Is it Time for a Constitutional Convention?

By Jenna Fournel

Has there ever been a time in your life when you felt like the rules you were subject to were unjust and you wanted to change them?

This is the question that Peniel Ouabo, a junior at the National Cathedral School in Washington, DC used to open Center for Inspired Teaching’s virtual Speak Truth discussion on May 21. Participants shared examples, all of which came from their experiences in school:

  • In one school students were expected to walk silently in lines in the hallways, and if they violated this rule they were sent back to their starting place to redo the walk again. This was described as “an abuse of power and really excessive.” 
  • Another school didn’t allow dual enrollment during the school day, which limited opportunities. On a related note, limits to who can get into AP classes were cited as being based on rules that are often opaque to students. 
  • Dress codes at one school were described as a “suppression of creativity for a lot of people because you can’t always wear what you want.” 

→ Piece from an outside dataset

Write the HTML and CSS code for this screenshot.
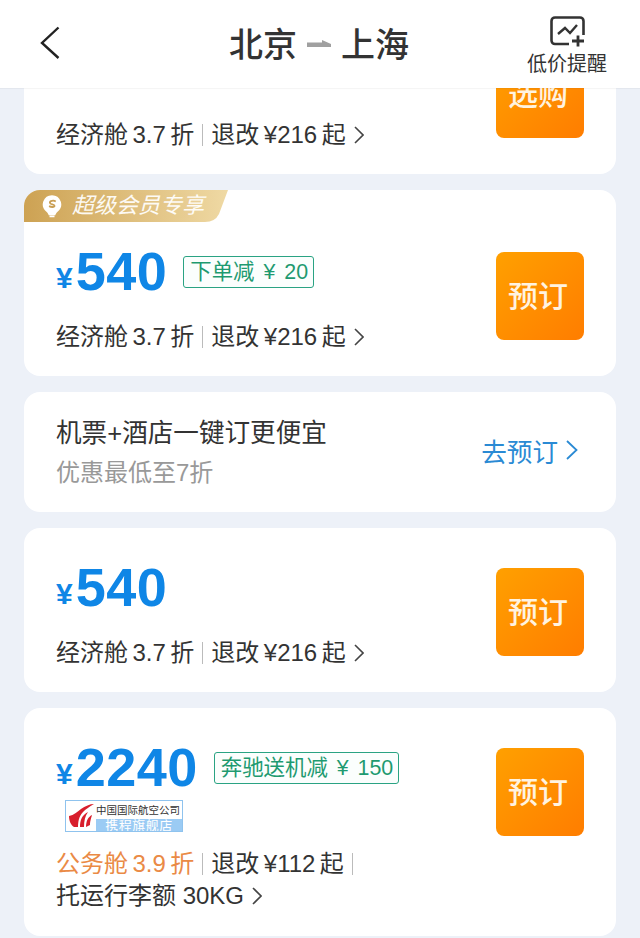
FILE: index.html
```html
<!DOCTYPE html>
<html lang="zh-CN">
<head>
<meta charset="utf-8">
<title>北京 上海</title>
<link rel="stylesheet" href="styles.css">
</head>
<body>
<div class="page">
  <header class="topbar">
    <svg class="back" width="24" height="36" viewBox="0 0 24 36"><path d="M20.500 2.500 L4 18 L20.500 33" fill="none" stroke="#222" stroke-width="2.400"/></svg>
    <div class="route">
      <span>北京</span>
      <svg class="arrow" width="24" height="10" viewBox="0 0 24 10"><path d="M0 3.500h15V1l9 4v3H0z" fill="#a0a0a0"/></svg>
      <span>上海</span>
    </div>
    <div class="alert">
      <svg width="36" height="31" viewBox="0 0 36 31"><path d="M20 28H6a3.500 3.500 0 0 1-3.500-3.500V5A3.500 3.500 0 0 1 6 1.500h25A3.500 3.500 0 0 1 34.500 5V19" fill="none" stroke="#333" stroke-width="2.600"/><path d="M9 18l7-6 5 5 7-8" fill="none" stroke="#333" stroke-width="2.400"/><path d="M23 25h12M29 19.500v11" stroke="#333" stroke-width="2.800"/></svg>
      <span>低价提醒</span>
    </div>
  </header>
  <main class="list">
    <section class="card">
      <div class="info">
        <div class="price-row"></div>
        <div class="desc"><span>经济舱 3.7 折</span><i class="sep"></i><span>退改 ¥216 起</span><svg class="chev" width="10" height="18" viewBox="0 0 10 18"><path d="M1 1l8 8-8 8" fill="none" stroke="#444" stroke-width="1.600"/></svg></div>
      </div>
      <button class="book">选购</button>
    </section>

    <section class="card card-vip">
      <div class="vip">
        <svg width="20" height="24" viewBox="0 0 24 28"><path d="M12 1a11 11 0 0 1 7 19.500c-2 1.500-2.500 3-3 4.500H8c-.5-1.500-1-3-3-4.500A11 11 0 0 1 12 1z" fill="#fff"/><path d="M9 26.500h6" stroke="#fff" stroke-width="2"/><path d="M16.500 8.500c-2.500-1.500-7.500-1-7 1.700.4 2.300 5.500 1.300 5.500 3.500 0 2-4 1.800-6.500.5" fill="none" stroke="#c99f55" stroke-width="2.200"/></svg>
        <em>超级会员专享</em>
      </div>
      <div class="info">
        <div class="price-row"><span class="price"><small>¥</small>540</span><span class="promo">下单减 ¥ 20</span></div>
        <div class="desc"><span>经济舱 3.7 折</span><i class="sep"></i><span>退改 ¥216 起</span><svg class="chev" width="10" height="18" viewBox="0 0 10 18"><path d="M1 1l8 8-8 8" fill="none" stroke="#444" stroke-width="1.600"/></svg></div>
      </div>
      <button class="book">预订</button>
    </section>

    <section class="card card-bundle">
      <div class="bundle-text">
        <div class="bundle-title">机票+酒店一键订更便宜</div>
        <div class="bundle-sub">优惠最低至7折</div>
      </div>
      <a class="bundle-link">去预订<svg width="12" height="20" viewBox="0 0 12 20"><path d="M1 1l9.500 9L1 19" fill="none" stroke="#2a8ad4" stroke-width="1.800"/></svg></a>
    </section>

    <section class="card">
      <div class="info">
        <div class="price-row"><span class="price"><small>¥</small>540</span></div>
        <div class="desc"><span>经济舱 3.7 折</span><i class="sep"></i><span>退改 ¥216 起</span><svg class="chev" width="10" height="18" viewBox="0 0 10 18"><path d="M1 1l8 8-8 8" fill="none" stroke="#444" stroke-width="1.600"/></svg></div>
      </div>
      <button class="book">预订</button>
    </section>

    <section class="card">
      <div class="info">
        <div class="price-row"><span class="price"><small>¥</small>2240</span><span class="promo">奔驰送机减 ¥ 150</span></div>
        <div class="airline">
          <svg width="30" height="30" viewBox="0 0 30 30"><path d="M3 15C8 14 11 11 15 8 19 5 24 3 28 3 23 6 20 8 18 10 14 14 12 18 12 26H8C5 24 3 20 3 15z" fill="#d81e2c"/><path d="M14 26C14 19 16 14 22 11 19 15 18 20 18 26zM20 26C20 20 22 16 26 14 26 15 24 19 24 24z" fill="#d81e2c"/></svg>
          <div class="airline-text"><span class="airline-name">中国国际航空公司</span><span class="airline-store">携程旗舰店</span></div>
        </div>
        <div class="desc desc-wrap"><span class="orange">公务舱 3.9 折</span><i class="sep"></i><span>退改 ¥112 起</span><i class="sep"></i><span class="line2">托运行李额 30KG<svg class="chev" width="10" height="18" viewBox="0 0 10 18"><path d="M1 1l8 8-8 8" fill="none" stroke="#444" stroke-width="1.600"/></svg></span></div>
      </div>
      <button class="book">预订</button>
    </section>
  </main>
</div>
</body>
</html>
```
FILE: styles.css
```css
* { box-sizing: border-box; }
html, body { margin: 0; padding: 0; }
body {
  background: #edf1f8;
  font-family: "Liberation Sans", "Noto Sans CJK SC", sans-serif;
  color: #333;
}
.page { width: 640px; height: 938px; overflow: hidden; display: flex; flex-direction: column; }
.topbar {
  height: 88px;
  flex: none;
  background: #fff;
  display: grid;
  grid-template-columns: 1fr auto 1fr;
  align-items: center;
  padding: 0 33px 0 31px;
  position: relative;
  z-index: 1;
  box-shadow: 0 1px 1px rgba(0,0,0,.04);
}
.back { margin: -3px 0 0 7px; }
.route { display: flex; align-items: center; gap: 10px; font-size: 34px; font-weight: 500; color: #333; margin-top: -4px; }
.arrow { margin-top: 4px; }
.alert { justify-self: end; align-self: start; display: flex; flex-direction: column; align-items: center; gap: 4px; font-size: 20px; line-height: 26px; padding-top: 16px; }
.list { flex: 1; min-height: 0; margin: -78px 24px 0; display: flex; flex-direction: column; gap: 16px; }
.card {
  background: #fff;
  border-radius: 16px;
  padding: 40px 32px 22px;
  display: flex;
  justify-content: space-between;
  align-items: flex-start;
  position: relative;
  flex: none;
}
.card-vip { padding-top: 62px; }
.vip {
  position: absolute;
  left: 0;
  top: 0;
  width: 204px;
  height: 32px;
  background: linear-gradient(90deg, #cda253, #efd9a4);
  clip-path: path("M0 32V16A16 16 0 0 1 16 0H204L195 24Q191 32 181 32Z");
  display: flex;
  align-items: center;
  padding-left: 18px;
  gap: 10px;
}
.vip em { color: #fff; font-size: 22px; line-height: 32px; font-style: italic; opacity: .92; }
.price-row { display: flex; align-items: flex-start; height: 42px; gap: 16px; }
.price { color: #0f86e6; font-size: 54px; font-weight: 700; line-height: 38px; letter-spacing: .5px; white-space: nowrap; }
.price small { font-size: 30px; margin-right: 3px; vertical-align: 2px; letter-spacing: 0; }
.promo {
  border: 1px solid #2aa383;
  border-radius: 3px;
  color: #1e9a70;
  font-size: 21.400px;
  word-spacing: 3px;
  height: 32px;
  line-height: 30px;
  padding: 0 5px 0 6px;
  margin-top: 4px;
  background: #fbfefd;
  white-space: nowrap;
}
.desc { margin-top: 26px; font-size: 24px; line-height: 34px; word-spacing: -2.200px; display: flex; align-items: center; flex-wrap: wrap; width: 320px; white-space: nowrap; }
.sep { width: 1px; height: 22px; background: #bbb; margin: 0 8px; }
.chev { margin-left: 8px; }
.orange { color: #ea8a45; }
.line2 { flex-basis: 100%; display: flex; align-items: center; word-spacing: 0; }
.desc-wrap { margin: 16px 0 2px; line-height: 32px; }
.airline {
  margin: 10px 0 0 9px;
  width: 118px;
  height: 32px;
  background: #fff;
  border: 1px solid #8fc3ee;
  display: flex;
  overflow: hidden;
}
.airline svg { flex: none; }
.airline-text { flex: 1; min-width: 0; display: flex; flex-direction: column; }
.airline-name { font-size: 10.500px; line-height: 18px; color: #333; white-space: nowrap; }
.airline-store { background: #9bcbf4; color: #fff; font-size: 13px; line-height: 13px; text-align: center; letter-spacing: .5px; }
.book {
  flex: none;
  width: 88px;
  height: 88px;
  margin-bottom: 14px;
  border: 0;
  border-radius: 8px;
  background: linear-gradient(135deg, #ffa000, #ff7d00);
  color: #fff3e0;
  font: 500 30px "Noto Sans CJK SC", sans-serif;
  padding: 0 4px 5px 0;
}
.card-bundle { padding: 22px 32px 20px; align-items: center; }
.bundle-title { font-size: 25.600px; line-height: 39px; color: #333; }
.bundle-sub { font-size: 24px; line-height: 39px; color: #999; }
.bundle-link { display: flex; align-items: center; gap: 8px; color: #2a8ad4; font-size: 25.600px; margin: -6px 6px 0 0; }
```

The May 21st Speak Truth session was led by Peniel Ouabo, a Junior at the National Cathedral School in Washington, DC.

From these initial observations students expanded their thinking to larger injustices faced by the nation as a whole and the means by which citizens can or cannot enact change. The focus of the conversation was whether or not a Constitutional Convention should be held to amend the Constitution. Peniel guided the group through a thoughtful exploration of the many considerations involved in pursuing such an action.

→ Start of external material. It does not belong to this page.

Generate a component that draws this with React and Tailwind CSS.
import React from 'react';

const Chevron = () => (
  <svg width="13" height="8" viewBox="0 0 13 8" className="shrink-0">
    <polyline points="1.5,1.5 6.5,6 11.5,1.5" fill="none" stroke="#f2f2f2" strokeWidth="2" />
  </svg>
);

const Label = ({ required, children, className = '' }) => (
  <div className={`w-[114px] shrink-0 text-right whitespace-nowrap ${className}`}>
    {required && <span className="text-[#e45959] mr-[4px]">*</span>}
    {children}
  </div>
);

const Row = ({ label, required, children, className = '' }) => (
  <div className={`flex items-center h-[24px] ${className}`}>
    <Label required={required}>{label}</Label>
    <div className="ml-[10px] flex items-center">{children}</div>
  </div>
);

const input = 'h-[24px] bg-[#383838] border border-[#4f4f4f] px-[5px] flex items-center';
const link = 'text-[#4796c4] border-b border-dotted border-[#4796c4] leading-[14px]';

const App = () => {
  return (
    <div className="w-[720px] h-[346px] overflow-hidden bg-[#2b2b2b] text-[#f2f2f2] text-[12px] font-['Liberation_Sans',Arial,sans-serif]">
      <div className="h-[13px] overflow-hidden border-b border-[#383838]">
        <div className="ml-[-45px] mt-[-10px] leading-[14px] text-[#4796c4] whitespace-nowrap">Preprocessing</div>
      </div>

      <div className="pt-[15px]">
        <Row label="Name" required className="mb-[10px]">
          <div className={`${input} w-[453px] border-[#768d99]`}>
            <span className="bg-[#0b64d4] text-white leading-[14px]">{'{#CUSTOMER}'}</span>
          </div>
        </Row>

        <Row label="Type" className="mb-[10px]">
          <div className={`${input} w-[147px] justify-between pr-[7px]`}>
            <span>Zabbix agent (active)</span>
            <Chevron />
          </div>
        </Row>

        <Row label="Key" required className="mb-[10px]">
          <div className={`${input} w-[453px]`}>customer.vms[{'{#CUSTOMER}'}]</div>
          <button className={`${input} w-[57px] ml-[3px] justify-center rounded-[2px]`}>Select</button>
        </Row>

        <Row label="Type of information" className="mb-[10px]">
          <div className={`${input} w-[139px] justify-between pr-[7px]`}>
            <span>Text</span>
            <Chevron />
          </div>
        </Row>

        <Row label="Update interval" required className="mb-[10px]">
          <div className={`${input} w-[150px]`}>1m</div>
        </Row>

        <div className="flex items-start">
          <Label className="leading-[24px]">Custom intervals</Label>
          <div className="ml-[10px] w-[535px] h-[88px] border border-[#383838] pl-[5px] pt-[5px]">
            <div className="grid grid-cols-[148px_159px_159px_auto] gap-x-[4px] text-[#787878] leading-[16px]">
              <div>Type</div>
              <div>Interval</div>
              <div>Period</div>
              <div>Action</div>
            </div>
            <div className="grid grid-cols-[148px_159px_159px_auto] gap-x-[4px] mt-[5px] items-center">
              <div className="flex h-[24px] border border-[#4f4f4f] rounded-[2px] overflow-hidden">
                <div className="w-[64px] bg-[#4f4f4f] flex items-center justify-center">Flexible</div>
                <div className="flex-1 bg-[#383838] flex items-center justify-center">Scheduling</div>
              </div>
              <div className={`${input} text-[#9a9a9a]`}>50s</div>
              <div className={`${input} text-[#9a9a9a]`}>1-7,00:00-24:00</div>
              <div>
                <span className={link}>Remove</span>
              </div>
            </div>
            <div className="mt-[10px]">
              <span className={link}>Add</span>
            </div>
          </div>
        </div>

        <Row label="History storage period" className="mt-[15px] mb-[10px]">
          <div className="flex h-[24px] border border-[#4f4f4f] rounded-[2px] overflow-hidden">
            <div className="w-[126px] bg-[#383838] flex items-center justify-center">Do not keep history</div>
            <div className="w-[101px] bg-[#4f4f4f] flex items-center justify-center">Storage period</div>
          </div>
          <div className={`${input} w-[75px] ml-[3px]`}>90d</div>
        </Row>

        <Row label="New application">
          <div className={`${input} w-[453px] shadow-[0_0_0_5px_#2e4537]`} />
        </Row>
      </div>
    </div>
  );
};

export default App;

Some questions and responses included: 

Is it time to change the Constitution?

“I think people are scared to change it because they fear that they are taking away the integrity or soul of America if they change [the Constitution],” said Ambar Condori-Boughton (Duke Ellington School of the Arts). “But if we look to other countries… they amend their laws a lot more than we do. In Norway they’ve amended their Constitution 148 times and the U.S. has only done it 27 times. Think about it as evolving America rather than taking away.”

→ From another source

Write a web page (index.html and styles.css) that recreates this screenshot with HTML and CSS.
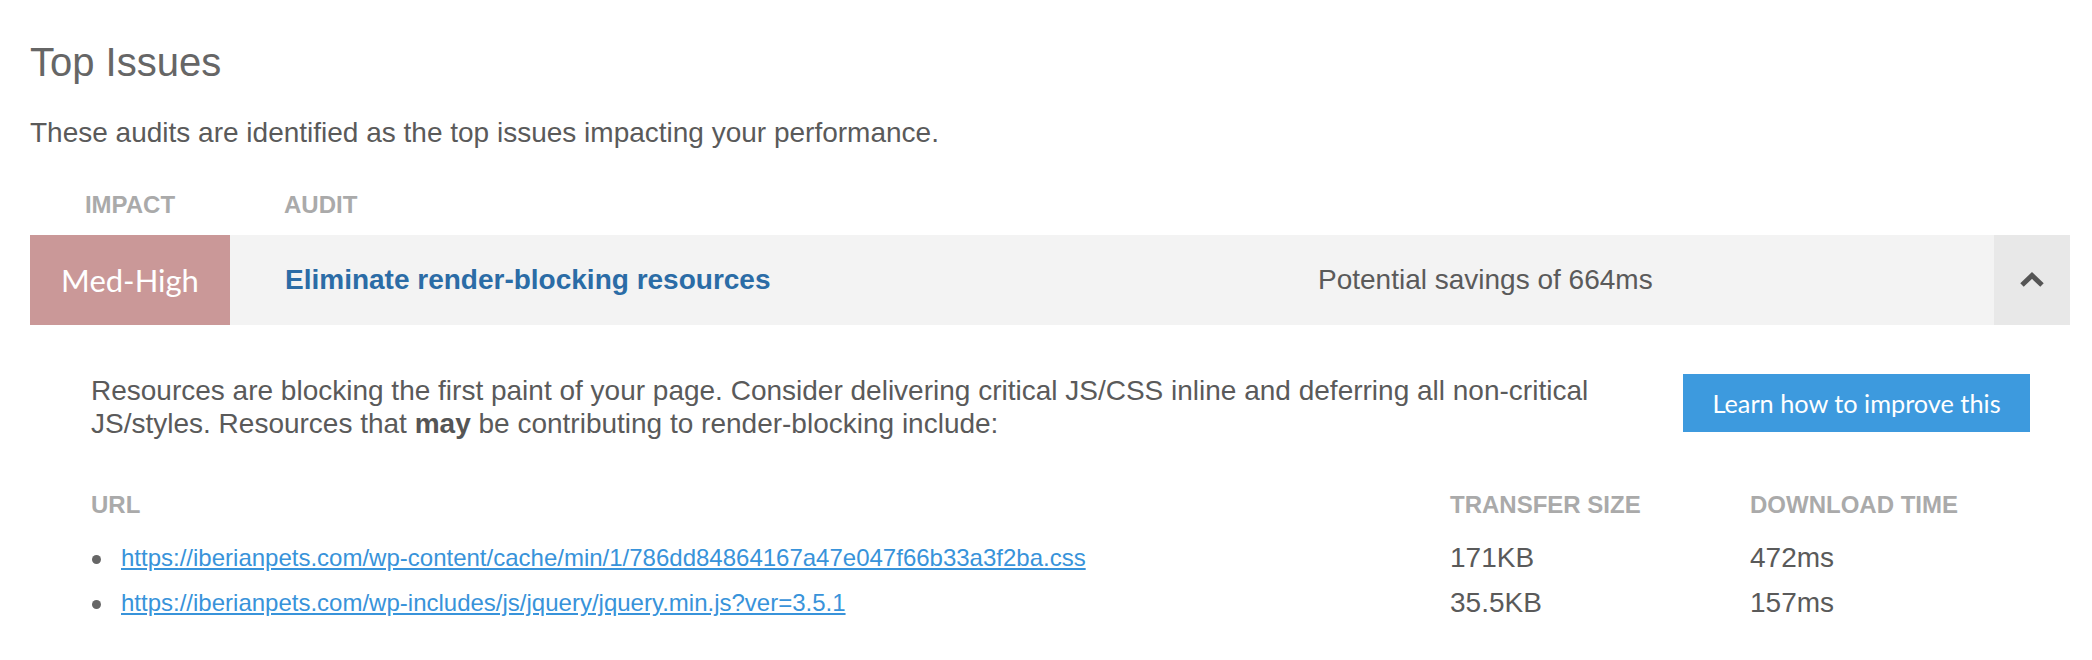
FILE: index.html
```html
<!DOCTYPE html>
<html lang="en">
<head>
    <meta charset="UTF-8">
    <meta name="viewport" content="width=device-width, initial-scale=1.0">
    <title>Top Issues</title>
    <link rel="stylesheet" href="styles.css">
</head>
<body>
    <div class="page">
        <h2 class="title">Top Issues</h2>
        <p class="lead">These audits are identified as the top issues impacting your performance.</p>

        <!-- 表头 -->
        <div class="audit-head">
            <div class="col-impact">IMPACT</div>
            <div class="col-audit">AUDIT</div>
        </div>

        <!-- 审计条目 -->
        <div class="audit-row">
            <div class="impact">Med-High</div>
            <div class="audit-name"><a href="#">Eliminate render-blocking resources</a></div>
            <div class="savings">Potential savings of 664ms</div>
            <div class="toggle">
                <svg width="28" height="18" viewBox="0 0 28 18">
                    <polyline points="4,14 14,4.5 24,14" fill="none" stroke="#555" stroke-width="5"/>
                </svg>
            </div>
        </div>

        <!-- 展开的详情 -->
        <div class="details">
            <div class="details-top">
                <p class="desc">Resources are blocking the first paint of your page. Consider delivering critical JS/CSS inline and deferring all non-critical JS/styles. Resources that <b>may</b> be contributing to render-blocking include:</p>
                <a class="learn-btn" href="#">Learn how to improve this</a>
            </div>

            <table class="resources">
                <thead>
                    <tr>
                        <th class="c-url">URL</th>
                        <th class="c-size">TRANSFER SIZE</th>
                        <th class="c-time">DOWNLOAD TIME</th>
                    </tr>
                </thead>
                <tbody>
                    <tr>
                        <td class="c-url"><span class="dot"></span><a href="#">https://iberianpets.com/wp-content/cache/min/1/786dd84864167a47e047f66b33a3f2ba.css</a></td>
                        <td class="c-size">171KB</td>
                        <td class="c-time">472ms</td>
                    </tr>
                    <tr>
                        <td class="c-url"><span class="dot"></span><a href="#">https://iberianpets.com/wp-includes/js/jquery/jquery.min.js?ver=3.5.1</a></td>
                        <td class="c-size">35.5KB</td>
                        <td class="c-time">157ms</td>
                    </tr>
                </tbody>
            </table>
        </div>
    </div>
</body>
</html>
```

FILE: styles.css
```css
/* 基本样式 */
body {
    margin: 0;
    padding: 0;
    background-color: #fff;
    font-family: "Liberation Sans", Arial, sans-serif;
    color: #5a5a5a;
}

.page {
    padding: 38px 22px 0 30px;
}

.title {
    margin: 0;
    font-size: 40px;
    line-height: 48px;
    font-weight: normal;
    color: #666;
}

.lead {
    margin: 31px 0 0 0;
    font-size: 28px;
    line-height: 32px;
}

/* 表头 */
.audit-head {
    display: grid;
    grid-template-columns: 200px 1fr;
    margin-top: 42px;
    font-size: 24px;
    line-height: 28px;
    font-weight: bold;
    color: #aaa;
}

.col-impact {
    text-align: center;
}

.col-audit {
    padding-left: 54px;
}

/* 审计条目 */
.audit-row {
    display: grid;
    grid-template-columns: 200px 1088px 1fr 76px;
    height: 90px;
    margin-top: 16px;
    background-color: #f3f3f3;
}

.audit-row > div {
    display: flex;
    align-items: center;
}

.impact {
    justify-content: center;
    background-color: #ca9898;
    color: #fff;
    font-family: Lato, "Open Sans", sans-serif;
    font-size: 31px;
}

.audit-name {
    padding-left: 55px;
    font-size: 28px;
    font-weight: bold;
}

.audit-name a {
    color: #2b6ca6;
    text-decoration: none;
}

.savings {
    font-size: 28px;
}

.toggle {
    justify-content: center;
    background-color: #e8e8e8;
}

/* 详情 */
.details {
    padding-left: 61px;
}

.details-top {
    display: flex;
    align-items: flex-start;
    gap: 60px;
    margin-top: 49px;
}

.desc {
    flex: 1;
    margin: 1px 0 0 0;
    font-size: 28px;
    line-height: 32.5px;
}

.desc b {
    color: #555;
}

.learn-btn {
    flex: none;
    width: 347px;
    height: 58px;
    margin-right: 40px;
    line-height: 58px;
    text-align: center;
    background-color: #3d9ade;
    color: #fff;
    font-family: Lato, "Open Sans", sans-serif;
    font-size: 25.3px;
    text-decoration: none;
    white-space: nowrap;
}

.resources {
    width: 100%;
    margin-top: 51px;
    border-collapse: collapse;
}

.resources th {
    padding: 0 0 16px 0;
    text-align: left;
    font-size: 24px;
    line-height: 28px;
    color: #aaa;
}

.resources td {
    padding: 0;
    height: 45px;
    font-size: 28px;
    line-height: 45px;
    vertical-align: middle;
}

.c-url {
    width: 1359px;
}

.c-size {
    width: 300px;
}

.resources td.c-url {
    font-size: 24px;
}

.resources td a {
    color: #3893da;
}

.dot {
    display: inline-block;
    width: 9px;
    height: 9px;
    margin: 0 20px 0 1px;
    border-radius: 50%;
    background-color: #666;
    vertical-align: middle;
}
```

Ra’Mya Davis (Thurgood Marshall Academy) noted that the context in which the original document was created should be kept front of mind. “Remember the Constitution was originally written during the slavery era.”

Sophia Ungar (School Without Walls) also pointed to history when considering the question. “The Constitution was designed to separate people from power. It was created at a time in which transportation was very different, so a unified country was less likely. Also, the federal government was feared and not held responsible for health care, regulations, or a lot of the functions it now does . . .We don’t know how much can get amended. Amending could go in other directions. The Constitution has a lot of problems, but stability is also important, and it provides stability, so opening it up could weaken that.”

“I feel like a Constitutional Convention is for long-term solutions and long-standing issues needing a series of steps to solve,” observed Ishaan Barrett (The Maret School). “It would be worth noting that just because we choose to amend the Constitution does not mean we’d have a suddenly unified America.” 

“I think an important problem is also enforcing some of the things of the Constitution,” added Maria Bizaki (The Maret School). “[Consider] the 19th Amendment, even though women have the right to vote there is still inequality facing women in society. It’s challenging to get the Constitution to really balance that power between the people and the government.”

Do you believe it is wrong that as citizens of America we cannot directly change the laws that govern our societies?

“I think that the ‘by the people for the people’ idea was an idea in the first place to avoid an overpowering government that the founding fathers were so scared of,” responded Lola Rogin (DC International). “However, I think that is a really good example of what is able to be elaborated on in the Constitution.”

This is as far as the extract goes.